The Chicago Beer Festival is also holding an online event, with the option to pick up a box of beer the day before the event kicks off, so fans can follow along with the tastings at home.
Option 2: The Drive Through
Pros: It’s a drive through beer festival!
Cons: It’s a drive through beer festival…
At least one fest — Raleigh, North Carolina’s Brewgaloo — is keeping it analog with a drive through model. The fest is usually a giant street party held in April, but for obvious reasons, they could not move forward this year.
Instead, the organizers are collecting canned beers from the state’s top breweries like Trophy and Barrel Culture, and fans will be able to drive through the pop-up event and pick them up.

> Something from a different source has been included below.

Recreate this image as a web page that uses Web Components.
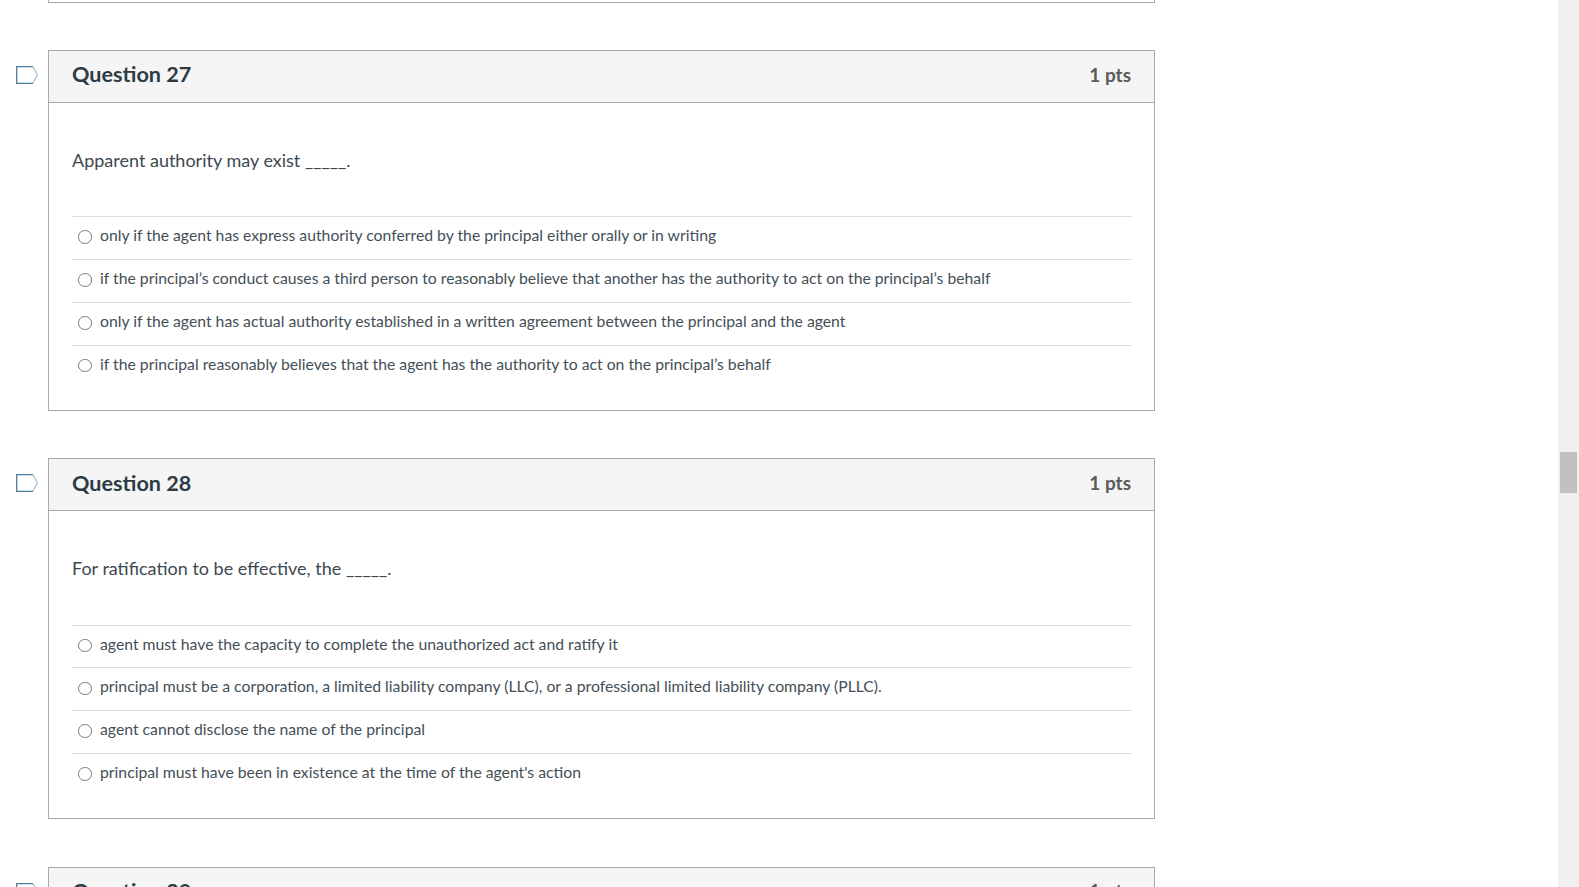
<!DOCTYPE html>
<html><head><meta charset="utf-8"><style>
html,body{margin:0;height:100%;overflow:hidden;background:#fff}
body{font-family:Lato,"Liberation Sans",sans-serif}
</style></head><body>
<quiz-page>
<quiz-question-end></quiz-question-end>
<quiz-question label="Question 27" points="1 pts" prompt="Apparent authority may exist _____.">
<quiz-answer>only if the agent has express authority conferred by the principal either orally or in writing</quiz-answer>
<quiz-answer>if the principal’s conduct causes a third person to reasonably believe that another has the authority to act on the principal’s behalf</quiz-answer>
<quiz-answer>only if the agent has actual authority established in a written agreement between the principal and the agent</quiz-answer>
<quiz-answer>if the principal reasonably believes that the agent has the authority to act on the principal’s behalf</quiz-answer>
</quiz-question>
<quiz-question label="Question 28" points="1 pts" prompt="For ratification to be effective, the _____.">
<quiz-answer>agent must have the capacity to complete the unauthorized act and ratify it</quiz-answer>
<quiz-answer>principal must be a corporation, a limited liability company (LLC), or a professional limited liability company (PLLC).</quiz-answer>
<quiz-answer>agent cannot disclose the name of the principal</quiz-answer>
<quiz-answer>principal must have been in existence at the time of the agent's action</quiz-answer>
</quiz-question>
<quiz-question label="Question 29" points="1 pts" prompt=""></quiz-question>
</quiz-page>
<script>
function def(name, html, init){
  customElements.define(name, class extends HTMLElement{
    constructor(){super();this.attachShadow({mode:'open'}).innerHTML=html;}
    connectedCallback(){ if(init) init(this); }
  });
}
def('quiz-page',`<style>
:host{display:flex;height:887px;overflow:hidden;background:#fff;color:#2d3b45}
.main{flex:1;min-width:0;overflow:hidden;padding-left:48px;display:flex;flex-direction:column;gap:47.4px}
.bar{width:21px;flex:none;background:#f0f0f0;padding:452px 2px 0;box-sizing:border-box}
.thumb{height:41px;background:#c1c1c1}
</style><div class="main"><slot></slot></div><div class="bar"><div class="thumb"></div></div>`);
def('quiz-question-end',`<style>
:host{display:block;flex:none;width:1107px;height:2.6px;box-sizing:border-box;border:1px solid #a8a8a8;border-top:0}
</style>`);
def('quiz-question',`<style>
:host{display:block;flex:none;position:relative;width:1107px;box-sizing:border-box;border:1px solid #a8a8a8;background:#fff}
.flag{position:absolute;left:-33px;top:15px;width:22px;height:18px}
header{display:flex;justify-content:space-between;align-items:center;height:52px;box-sizing:border-box;padding:0 23px;background:#f5f5f5;border-bottom:1px solid #a8a8a8;color:#2d3b45}
h3{margin:0 0 4.5px;font-size:21.6px;font-weight:700;line-height:30px}
.pts{font-size:19px;font-weight:700;color:#5a5a5a;line-height:30px;margin-bottom:3.5px}
.body{padding:39px 22px 22.6px 23px}
.prompt{font-size:18px;line-height:36px;height:74.2px;color:#3d4850}
</style>
<svg class="flag" viewBox="0 0 22 18" fill="none"><path d="M.7 .7H17V17.3H.7Z" fill="#fff"/><path d="M17 .7H.7V17.3H17" stroke="#4e7d9c" stroke-width="1.3"/><path d="M17 .7L21.4 9L17 17.3" stroke="#a9c3d6" stroke-width="1.3"/></svg>
<header><h3></h3><span class="pts"></span></header>
<div class="body"><div class="prompt"></div><slot></slot></div>`,el=>{
  const r=el.shadowRoot;
  r.querySelector('h3').textContent=el.getAttribute('label');
  r.querySelector('.pts').textContent=el.getAttribute('points');
  r.querySelector('.prompt').textContent=el.getAttribute('prompt');
});
def('quiz-answer',`<style>
:host{display:flex;align-items:flex-start;height:42.8px;box-sizing:border-box;border-top:1px solid #dcdcdc;padding-left:6px;gap:8.5px;font-size:15.75px;line-height:19px;color:#444f57}
.r{width:13.5px;height:13.5px;box-sizing:border-box;border:1.3px solid #7a7a7a;border-radius:50%;background:#fff;flex:none;margin-top:13.25px}
.t{margin-top:8px}
</style><span class="r"></span><span class="t"><slot></slot></span>`);
</script>
</body></html>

Details are still fuzzy, but it looks like live music and a good time are still on the docket.
Of course, there won’t be any tasting in the car, so fans will have to drive back home before they start cracking open cans.
Option 3: Do It Yourself
Pros: It’s a good excuse to buy a lot of beer.
Cons: No festival grub.
Plenty of enterprising craft beer aficionados are taking matters into their own hands this summer — something that’s easier to do than ever before.
Many breweries across the country are offering home delivery for the first time ever, and thanks to online retailers like Tavour, serious connoisseurs can access rare, high-end brews from some of the most celebrated breweries in the country, like Anchorage Brewing, Weldwerks, and Westbrook.
The company’s app-based platform allows users to choose from a wide variety of beers over the course of several days or even weeks, then have them all shipped at the same time. It’s like a beer festival in a box.